Monday, April 12, 2010

Inside the Koran

Another one of those History Channel shows that has been on the DVR forever.

The show was actually worth watching, and it provided a lot of insight into interpretations of the Koran.  Using the interpretation that the History Channel went with, which as I understood it was based on Islamic consensus contemporary accounts, the book isn’t nearly as violent as many would have you believe.  The problem of course becomes those who accept the more radical interpretations and decide they need to act on them.
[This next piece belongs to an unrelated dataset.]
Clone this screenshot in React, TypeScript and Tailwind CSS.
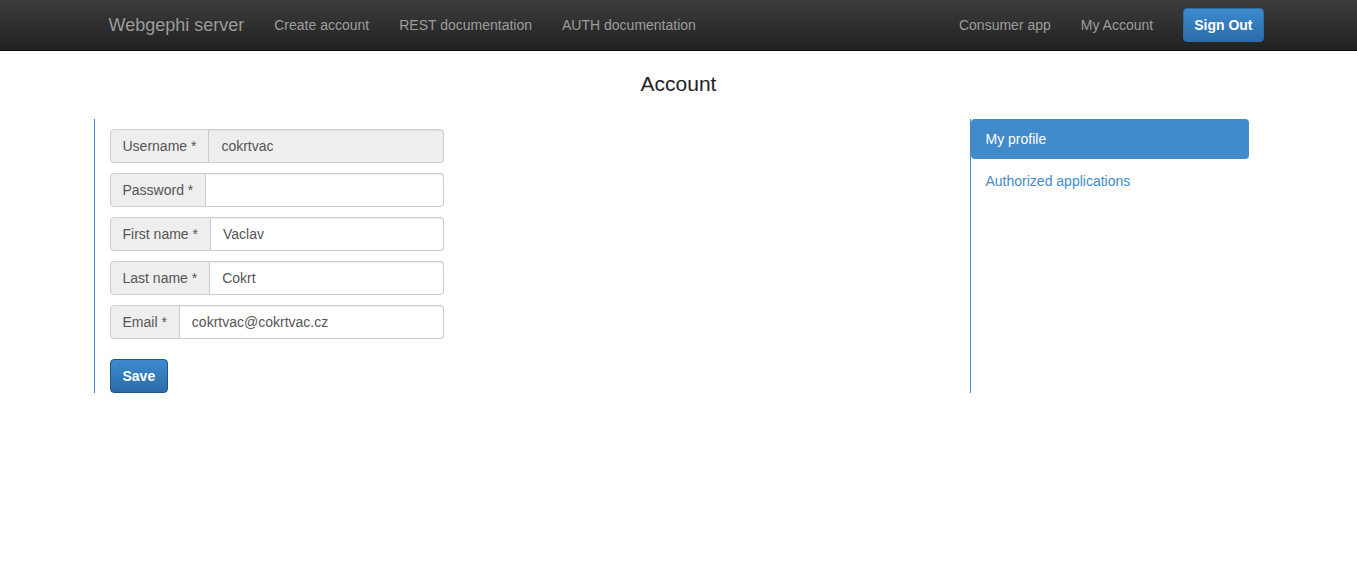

Here is what bothers me about the Koran, believers accepting it as the absolute word of God (Allah).  I knew that there was a time lag between when Mohammed began preaching and when the words were actually written down, but I thought that Mohammed had written them himself.  It turns out I was wrong.  The Koran wasn’t put into written form until after Mohammed had died.  Where people had written down some of his preaching it was gathered up, otherwise people wrote down what was remembered and it was recorded.  According to Wikipedia Mohammed’s followers were made to recite the Koran precisely many times in so it’s possible that his words were recorded correctly, but it seems like there is room for error.  Also according to Wikipedia there were multiple versions initially:

According to Shias, Sufis and scarce Sunni scholars, Ali compiled a complete version of the Qur’an mus'haf [2] immediately after Muhammad's death. The order of this mus'haf differed from that gathered later during Uthman's era. Despite this, Ali made no objection or resistance against standardized mus'haf, but kept his own book.[32][36]

After seventy reciters were killed in the Battle of Yamama, the caliph Abu Bakr decided to collect the different chapters and verses into one volume. Thus, a group of reciters, including Zayd ibn Thabit, collected the chapters and verses and produced several hand-written copies of the complete book.[32][37]

9th century Qur'an manuscript.

In about 650, as Islam expanded beyond the Arabian peninsula into Persia, the Levant and North Africa, the third caliph Uthman ibn Affan ordered the preparation of an official, standardized version, to preserve the sanctity of the text (and perhaps to keep the Rashidun Empire united, see Uthman Qur'an). Five reciters from amongst the companions produced a unique text from the first volume which had been prepared on the orders of Abu Bakr and which was kept with Hafsa bint Umar. The other copies already in the hands of Muslims in other areas were collected and sent to Medina where, on orders of the Caliph, they were destroyed by burning or boiling. This remains the authoritative text of the Qur’an to this day.[32][38][39]

So my question is, how do you maintain that this can possibly be the unaltered word of God? At least with the bible the vast majority of Christians accept that it is the interpreation of God's word by prophets, or in the case of the New Testament a record of Jesus's life a teachings. Not the direct word of God.